## Data
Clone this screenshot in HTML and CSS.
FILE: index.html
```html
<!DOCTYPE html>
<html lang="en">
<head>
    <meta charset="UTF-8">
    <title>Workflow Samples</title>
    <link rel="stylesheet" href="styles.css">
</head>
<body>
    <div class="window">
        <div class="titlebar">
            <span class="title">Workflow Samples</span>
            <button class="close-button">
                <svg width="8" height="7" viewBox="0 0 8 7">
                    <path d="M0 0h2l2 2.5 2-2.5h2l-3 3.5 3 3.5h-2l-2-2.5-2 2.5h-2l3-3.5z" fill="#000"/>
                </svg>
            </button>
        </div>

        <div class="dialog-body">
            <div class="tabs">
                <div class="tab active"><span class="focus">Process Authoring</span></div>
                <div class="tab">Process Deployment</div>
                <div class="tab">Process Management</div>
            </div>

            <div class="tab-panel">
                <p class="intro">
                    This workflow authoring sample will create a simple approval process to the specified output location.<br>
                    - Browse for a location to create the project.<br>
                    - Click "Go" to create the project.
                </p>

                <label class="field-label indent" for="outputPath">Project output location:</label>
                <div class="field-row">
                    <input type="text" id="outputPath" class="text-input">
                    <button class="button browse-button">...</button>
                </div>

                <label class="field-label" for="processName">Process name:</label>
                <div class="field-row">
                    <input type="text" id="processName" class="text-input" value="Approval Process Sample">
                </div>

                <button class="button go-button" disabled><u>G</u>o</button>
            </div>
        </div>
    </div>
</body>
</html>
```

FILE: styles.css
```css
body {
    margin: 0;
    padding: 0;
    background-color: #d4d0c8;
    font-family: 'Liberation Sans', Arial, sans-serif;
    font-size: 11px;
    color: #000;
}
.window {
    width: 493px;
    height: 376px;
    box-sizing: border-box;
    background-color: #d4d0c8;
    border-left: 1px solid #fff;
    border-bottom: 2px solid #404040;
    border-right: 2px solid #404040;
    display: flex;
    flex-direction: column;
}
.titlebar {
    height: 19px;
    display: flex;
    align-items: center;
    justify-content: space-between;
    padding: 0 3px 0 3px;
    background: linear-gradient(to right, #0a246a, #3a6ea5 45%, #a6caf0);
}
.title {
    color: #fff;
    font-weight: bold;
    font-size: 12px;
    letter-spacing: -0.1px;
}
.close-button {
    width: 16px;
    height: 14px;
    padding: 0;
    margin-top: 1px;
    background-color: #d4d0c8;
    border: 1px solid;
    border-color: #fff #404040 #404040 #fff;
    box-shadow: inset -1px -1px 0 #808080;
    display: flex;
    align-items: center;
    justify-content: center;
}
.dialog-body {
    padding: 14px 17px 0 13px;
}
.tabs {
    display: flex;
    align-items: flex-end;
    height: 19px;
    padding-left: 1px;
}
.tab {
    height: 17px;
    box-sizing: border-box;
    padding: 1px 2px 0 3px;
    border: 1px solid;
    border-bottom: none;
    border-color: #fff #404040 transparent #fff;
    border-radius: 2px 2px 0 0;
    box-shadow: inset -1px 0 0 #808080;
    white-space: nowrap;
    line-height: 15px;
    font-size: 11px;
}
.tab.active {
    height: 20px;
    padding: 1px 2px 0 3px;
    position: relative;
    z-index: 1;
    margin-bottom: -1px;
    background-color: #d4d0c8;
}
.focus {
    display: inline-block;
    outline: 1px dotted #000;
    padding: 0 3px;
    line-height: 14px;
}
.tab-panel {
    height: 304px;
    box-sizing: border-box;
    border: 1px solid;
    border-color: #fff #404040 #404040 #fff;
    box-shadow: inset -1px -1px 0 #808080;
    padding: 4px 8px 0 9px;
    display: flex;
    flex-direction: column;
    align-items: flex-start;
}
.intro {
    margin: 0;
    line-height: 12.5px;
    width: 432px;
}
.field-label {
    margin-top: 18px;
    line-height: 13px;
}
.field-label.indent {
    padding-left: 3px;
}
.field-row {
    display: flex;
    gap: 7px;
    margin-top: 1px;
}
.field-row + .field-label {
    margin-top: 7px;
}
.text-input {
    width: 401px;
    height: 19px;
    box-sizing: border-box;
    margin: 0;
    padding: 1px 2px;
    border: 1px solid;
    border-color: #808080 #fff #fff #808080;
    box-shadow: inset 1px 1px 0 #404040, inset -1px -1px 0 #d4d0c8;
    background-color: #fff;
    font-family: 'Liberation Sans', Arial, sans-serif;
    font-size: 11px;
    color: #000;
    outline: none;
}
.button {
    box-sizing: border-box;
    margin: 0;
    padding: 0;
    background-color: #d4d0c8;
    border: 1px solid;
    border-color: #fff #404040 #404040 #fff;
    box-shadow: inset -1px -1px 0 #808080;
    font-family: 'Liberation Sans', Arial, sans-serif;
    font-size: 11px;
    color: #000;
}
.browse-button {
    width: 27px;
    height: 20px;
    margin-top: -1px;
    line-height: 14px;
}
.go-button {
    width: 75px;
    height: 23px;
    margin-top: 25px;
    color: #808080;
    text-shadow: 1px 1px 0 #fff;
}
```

## What is asked
Repeat the material above in full, quoting it exactly.

## Solved exercise
Clone this screenshot in HTML and CSS.
FILE: index.html
```html
<!DOCTYPE html>
<html lang="en">
<head>
    <meta charset="UTF-8">
    <title>Workflow Samples</title>
    <link rel="stylesheet" href="styles.css">
</head>
<body>
    <div class="window">
        <div class="titlebar">
            <span class="title">Workflow Samples</span>
            <button class="close-button">
                <svg width="8" height="7" viewBox="0 0 8 7">
                    <path d="M0 0h2l2 2.5 2-2.5h2l-3 3.5 3 3.5h-2l-2-2.5-2 2.5h-2l3-3.5z" fill="#000"/>
                </svg>
            </button>
        </div>

        <div class="dialog-body">
            <div class="tabs">
                <div class="tab active"><span class="focus">Process Authoring</span></div>
                <div class="tab">Process Deployment</div>
                <div class="tab">Process Management</div>
            </div>

            <div class="tab-panel">
                <p class="intro">
                    This workflow authoring sample will create a simple approval process to the specified output location.<br>
                    - Browse for a location to create the project.<br>
                    - Click "Go" to create the project.
                </p>

                <label class="field-label indent" for="outputPath">Project output location:</label>
                <div class="field-row">
                    <input type="text" id="outputPath" class="text-input">
                    <button class="button browse-button">...</button>
                </div>

                <label class="field-label" for="processName">Process name:</label>
                <div class="field-row">
                    <input type="text" id="processName" class="text-input" value="Approval Process Sample">
                </div>

                <button class="button go-button" disabled><u>G</u>o</button>
            </div>
        </div>
    </div>
</body>
</html>
```

FILE: styles.css
```css
body {
    margin: 0;
    padding: 0;
    background-color: #d4d0c8;
    font-family: 'Liberation Sans', Arial, sans-serif;
    font-size: 11px;
    color: #000;
}
.window {
    width: 493px;
    height: 376px;
    box-sizing: border-box;
    background-color: #d4d0c8;
    border-left: 1px solid #fff;
    border-bottom: 2px solid #404040;
    border-right: 2px solid #404040;
    display: flex;
    flex-direction: column;
}
.titlebar {
    height: 19px;
    display: flex;
    align-items: center;
    justify-content: space-between;
    padding: 0 3px 0 3px;
    background: linear-gradient(to right, #0a246a, #3a6ea5 45%, #a6caf0);
}
.title {
    color: #fff;
    font-weight: bold;
    font-size: 12px;
    letter-spacing: -0.1px;
}
.close-button {
    width: 16px;
    height: 14px;
    padding: 0;
    margin-top: 1px;
    background-color: #d4d0c8;
    border: 1px solid;
    border-color: #fff #404040 #404040 #fff;
    box-shadow: inset -1px -1px 0 #808080;
    display: flex;
    align-items: center;
    justify-content: center;
}
.dialog-body {
    padding: 14px 17px 0 13px;
}
.tabs {
    display: flex;
    align-items: flex-end;
    height: 19px;
    padding-left: 1px;
}
.tab {
    height: 17px;
    box-sizing: border-box;
    padding: 1px 2px 0 3px;
    border: 1px solid;
    border-bottom: none;
    border-color: #fff #404040 transparent #fff;
    border-radius: 2px 2px 0 0;
    box-shadow: inset -1px 0 0 #808080;
    white-space: nowrap;
    line-height: 15px;
    font-size: 11px;
}
.tab.active {
    height: 20px;
    padding: 1px 2px 0 3px;
    position: relative;
    z-index: 1;
    margin-bottom: -1px;
    background-color: #d4d0c8;
}
.focus {
    display: inline-block;
    outline: 1px dotted #000;
    padding: 0 3px;
    line-height: 14px;
}
.tab-panel {
    height: 304px;
    box-sizing: border-box;
    border: 1px solid;
    border-color: #fff #404040 #404040 #fff;
    box-shadow: inset -1px -1px 0 #808080;
    padding: 4px 8px 0 9px;
    display: flex;
    flex-direction: column;
    align-items: flex-start;
}
.intro {
    margin: 0;
    line-height: 12.5px;
    width: 432px;
}
.field-label {
    margin-top: 18px;
    line-height: 13px;
}
.field-label.indent {
    padding-left: 3px;
}
.field-row {
    display: flex;
    gap: 7px;
    margin-top: 1px;
}
.field-row + .field-label {
    margin-top: 7px;
}
.text-input {
    width: 401px;
    height: 19px;
    box-sizing: border-box;
    margin: 0;
    padding: 1px 2px;
    border: 1px solid;
    border-color: #808080 #fff #fff #808080;
    box-shadow: inset 1px 1px 0 #404040, inset -1px -1px 0 #d4d0c8;
    background-color: #fff;
    font-family: 'Liberation Sans', Arial, sans-serif;
    font-size: 11px;
    color: #000;
    outline: none;
}
.button {
    box-sizing: border-box;
    margin: 0;
    padding: 0;
    background-color: #d4d0c8;
    border: 1px solid;
    border-color: #fff #404040 #404040 #fff;
    box-shadow: inset -1px -1px 0 #808080;
    font-family: 'Liberation Sans', Arial, sans-serif;
    font-size: 11px;
    color: #000;
}
.browse-button {
    width: 27px;
    height: 20px;
    margin-top: -1px;
    line-height: 14px;
}
.go-button {
    width: 75px;
    height: 23px;
    margin-top: 25px;
    color: #808080;
    text-shadow: 1px 1px 0 #fff;
}
```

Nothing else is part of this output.